Ayn Rand did not equate the concepts of truth and knowledge. A true statement does recognize reality, as she put it in in the dramatized Galt's speech, but it does not explain the theory of truth on anything but the most elementary level. Even in the early (for her formulations of epistemology) work in her 1960 letter to Hosper quoted above she emphasized that

"Facts" are the standard of truth or falsehood; it is by means of "facts" that we determine whether an idea of ours is true or false. "Truth" is the attribute of an idea in somebody's consciousness (the relationship of that idea to the facts of reality) and it cannot exist apart from a consciousness. [emphasis added]

That truth is a correspondence of a statement with the facts of reality was further elaborated and explained in Leonard Peikoff's history of philosophy course in which he explained how the Objectivist theory of truth is a correspondence theory of truth, comparing it with other historical views. In 1974 Ayn Rand in "Philosophical Detection" in The Ayn Rand Letter wrote 'What is the meaning of the concept "truth"? Truth is the recognition of reality. (This is known as the correspondence theory of truth.)"

Simply saying that truth is a recognition of reality with no further explanation does not distinguish the concept of truth from the concept of knowledge and can lead to misunderstandings that ignore the essential attribute of the correspondence that Ayn Rand and Leonard Peikoff have emphasized.
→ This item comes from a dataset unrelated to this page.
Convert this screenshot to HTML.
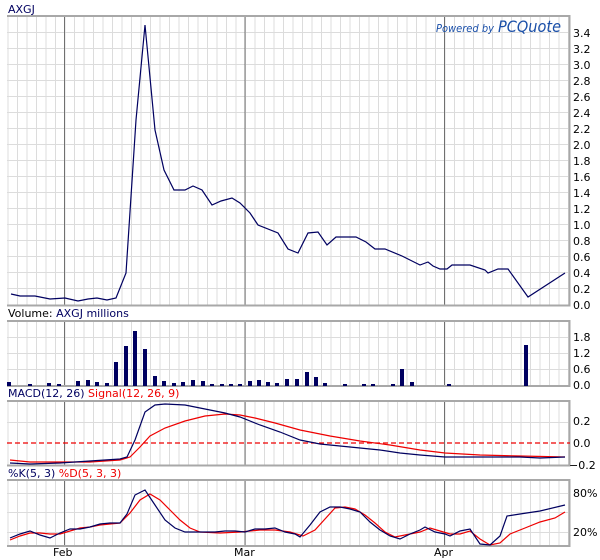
<!DOCTYPE html>
<html><head><meta charset="utf-8"><style>
html,body{margin:0;padding:0;background:#fff;}
svg{display:block;font-family:"DejaVu Sans","Liberation Sans",sans-serif;}
</style></head><body>
<svg width="600" height="560" viewBox="0 0 600 560" xmlns="http://www.w3.org/2000/svg">
<defs>
<pattern id="vg" x="7.5" y="0" width="9.5" height="600" patternUnits="userSpaceOnUse">
<line x1="0.5" y1="0" x2="0.5" y2="600" stroke="#dcdcdc" stroke-width="1"/>
</pattern>
</defs>
<g>
<rect x="7" y="15" width="563" height="290" fill="url(#vg)"/>
<rect x="7" y="321" width="563" height="65" fill="url(#vg)"/>
<rect x="7" y="400" width="563" height="65" fill="url(#vg)"/>
<rect x="7" y="480" width="563" height="66" fill="url(#vg)"/>
</g>
<g stroke="#dcdcdc" stroke-width="1">
<path d="M7 32.5H570M7 48.5H570M7 64.5H570M7 80.5H570M7 96.5H570M7 112.5H570M7 128.5H570M7 144.5H570M7 160.5H570M7 176.5H570M7 192.5H570M7 208.5H570M7 224.5H570M7 240.5H570M7 256.5H570M7 272.5H570M7 288.5H570"/>
<path d="M7 337.5H570M7 353.5H570M7 369.5H570"/>
<path d="M7 422.5H570"/>
<path d="M7 493.5H570M7 512.5H570M7 532.5H570"/>
</g>
<g stroke="#707070" stroke-width="1">
<path d="M64.5 15V305M245 15V305M444.5 15V305"/>
<path d="M64.5 321V386M245 321V386M444.5 321V386"/>
<path d="M64.5 400V465M245 400V465M444.5 400V465"/>
<path d="M64.5 480V546M245 480V546M444.5 480V546"/>
</g>
<g fill="none" stroke="#a8a8a8" stroke-width="2">
<path d="M7 16H569.5V305.5H7"/>
<path d="M7 321H569.5V386H7"/>
<path d="M7 401H569.5V465.5H7"/>
<path d="M7 480H569.5V546H7"/>
</g>
<text x="436" y="32" font-size="10.5" font-style="italic" fill="#1a4fa8" textLength="58" lengthAdjust="spacingAndGlyphs">Powered by</text>
<text x="498" y="32" font-size="16" font-style="italic" fill="#1a4fa8" textLength="63" lengthAdjust="spacingAndGlyphs">PCQuote</text>
<text x="8" y="13" font-size="11" fill="#000060">AXGJ</text>
<g font-size="11" fill="#000">
<text x="573" y="37">3.4</text><text x="573" y="53">3.2</text><text x="573" y="69">3.0</text><text x="573" y="85">2.8</text><text x="573" y="101">2.6</text><text x="573" y="117">2.4</text><text x="573" y="133">2.2</text><text x="573" y="149">2.0</text><text x="573" y="165">1.8</text><text x="573" y="181">1.6</text><text x="573" y="197">1.4</text><text x="573" y="213">1.2</text><text x="573" y="229">1.0</text><text x="573" y="245">0.8</text><text x="573" y="261">0.6</text><text x="573" y="277">0.4</text><text x="573" y="293">0.2</text><text x="573" y="309">0.0</text>
<text x="573" y="341">1.8</text><text x="573" y="357">1.2</text><text x="573" y="373">0.6</text><text x="573" y="389">0.0</text>
<text x="573" y="425">0.2</text><text x="573" y="447">0.0</text><text x="569" y="469">−0.2</text>
<text x="573" y="497">80%</text><text x="573" y="536">20%</text>
<text x="53" y="556">Feb</text><text x="234" y="556">Mar</text><text x="434" y="556">Apr</text>
</g>
<polyline fill="none" stroke="#000060" stroke-width="1.2" points="11,294 20,296 35,296 50,299 65,298 78,301 88,299 97,298 107,300 116,298 126,273 136,120 145,25 155,130 164,170 174,190 185,190 193,186 202,190 212,205 221,201 232,198 240,203 250,213 258,225 278,233 288,249 298,253 308,233 318,232 327,245 336,237 356,237 366,242 375,249 385,249 402,256 410,260 420,265 428,262 433,266 440,269 447,269 452,265 470,265 485,270 488,273 498,269 508,269 528,297 565,273"/>
<text x="8" y="317" font-size="11"><tspan fill="#000">Volume:</tspan><tspan fill="#000060"> AXGJ millions</tspan></text>
<g fill="#000060">
<rect x="7" y="382" width="4" height="4"/><rect x="28" y="384" width="4" height="2"/><rect x="47" y="383" width="4" height="3"/><rect x="57" y="384" width="4" height="2"/><rect x="76" y="381" width="4" height="5"/><rect x="86" y="380" width="4" height="6"/><rect x="95" y="382" width="4" height="4"/><rect x="105" y="383" width="4" height="3"/><rect x="114" y="362" width="4" height="24"/><rect x="124" y="346" width="4" height="40"/><rect x="133" y="331" width="4" height="55"/><rect x="143" y="349" width="4" height="37"/><rect x="153" y="376" width="4" height="10"/><rect x="162" y="381" width="4" height="5"/><rect x="172" y="383" width="4" height="3"/><rect x="181" y="382" width="4" height="4"/><rect x="191" y="380" width="4" height="6"/><rect x="201" y="381" width="4" height="5"/><rect x="210" y="384" width="4" height="2"/><rect x="220" y="384" width="4" height="2"/><rect x="229" y="384" width="4" height="2"/><rect x="238" y="384" width="4" height="2"/><rect x="248" y="381" width="4" height="5"/><rect x="257" y="380" width="4" height="6"/><rect x="266" y="382" width="4" height="4"/><rect x="275" y="383" width="4" height="3"/><rect x="285" y="379" width="4" height="7"/><rect x="295" y="379" width="4" height="7"/><rect x="305" y="372" width="4" height="14"/><rect x="314" y="377" width="4" height="9"/><rect x="323" y="383" width="4" height="3"/><rect x="343" y="384" width="4" height="2"/><rect x="362" y="384" width="4" height="2"/><rect x="371" y="384" width="4" height="2"/><rect x="391" y="384" width="4" height="2"/><rect x="400" y="369" width="4" height="17"/><rect x="410" y="382" width="4" height="4"/><rect x="447" y="384" width="4" height="2"/><rect x="524" y="345" width="4" height="41"/>
</g>
<text x="8" y="397" font-size="11"><tspan fill="#000060">MACD(12, 26)</tspan><tspan fill="#ee0000"> Signal(12, 26, 9)</tspan></text>
<line x1="7" y1="443" x2="570" y2="443" stroke="#ee0000" stroke-width="1.3" stroke-dasharray="5,3"/>
<polyline fill="none" stroke="#ee0000" stroke-width="1.2" points="10,460 30,462 60,462 90,462 120,460 130,457 140,447 150,436 165,428 185,421 205,416 225,414 240,415 255,418 275,423 300,430 330,436 360,441 390,445 420,450 445,453 480,455 520,456 565,457"/>
<polyline fill="none" stroke="#000060" stroke-width="1.2" points="10,463 30,464 60,463 90,461 120,459 127,457 135,440 145,412 155,405 165,404 185,405 205,409 225,413 240,417 260,425 280,432 300,440 320,444 340,446 360,448 380,450 400,453 420,455 445,457 480,457 520,457 540,458 565,457"/>
<text x="8" y="477" font-size="11"><tspan fill="#000060">%K(5, 3)</tspan><tspan fill="#ee0000"> %D(5, 3, 3)</tspan></text>
<polyline fill="none" stroke="#ee0000" stroke-width="1.2" points="10,540 20,536 30,533 40,533 50,534 60,534 70,531 80,528 90,527 100,525 110,524 120,523 130,513 140,500 150,494 160,500 170,510 180,520 190,528 200,532 220,533 240,532 260,530 275,530 290,532 303,536 315,530 325,519 335,508 345,507 355,509 365,515 375,523 385,532 395,537 410,534 420,532 430,528 440,531 450,534 460,534 470,531 480,539 490,545 500,543 510,534 525,528 540,522 555,518 565,512"/>
<polyline fill="none" stroke="#000060" stroke-width="1.2" points="10,538 20,534 30,531 40,535 50,538 60,533 70,529 80,529 90,527 100,524 110,523 120,523 127,514 135,495 145,490 155,505 165,520 175,528 185,532 195,532 205,532 215,532 225,531 235,531 245,532 255,529 265,529 275,528 285,532 295,534 300,537 310,525 320,512 330,507 340,507 350,509 360,512 370,522 380,530 390,536 400,539 410,534 420,530 425,527 435,532 445,534 450,536 460,531 470,529 480,544 490,545 500,536 507,516 520,514 540,511 565,505"/>
</svg>
</body></html>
The nature of the correspondence is of course via the Objectivist theory of concepts.

The passage in Ayn Rand's letter to Hospers does not "read as if it were written almost directly in response to ewv as a rebuttal to his assertions", it is fully consistent with my explanation. I did not say that there are "undiscovered truths". I said that a meaningful statement is either true or false. A meaningful statement is a grammatically structured assertion using valid concepts. You can understand the meaning of the sentence without knowing whether or not what it asserts is true because you know what the constituent concepts mean and the stated relations between them. It is true or false but is not knowledge if you don't know why. Truth and knowledge are not the same concepts.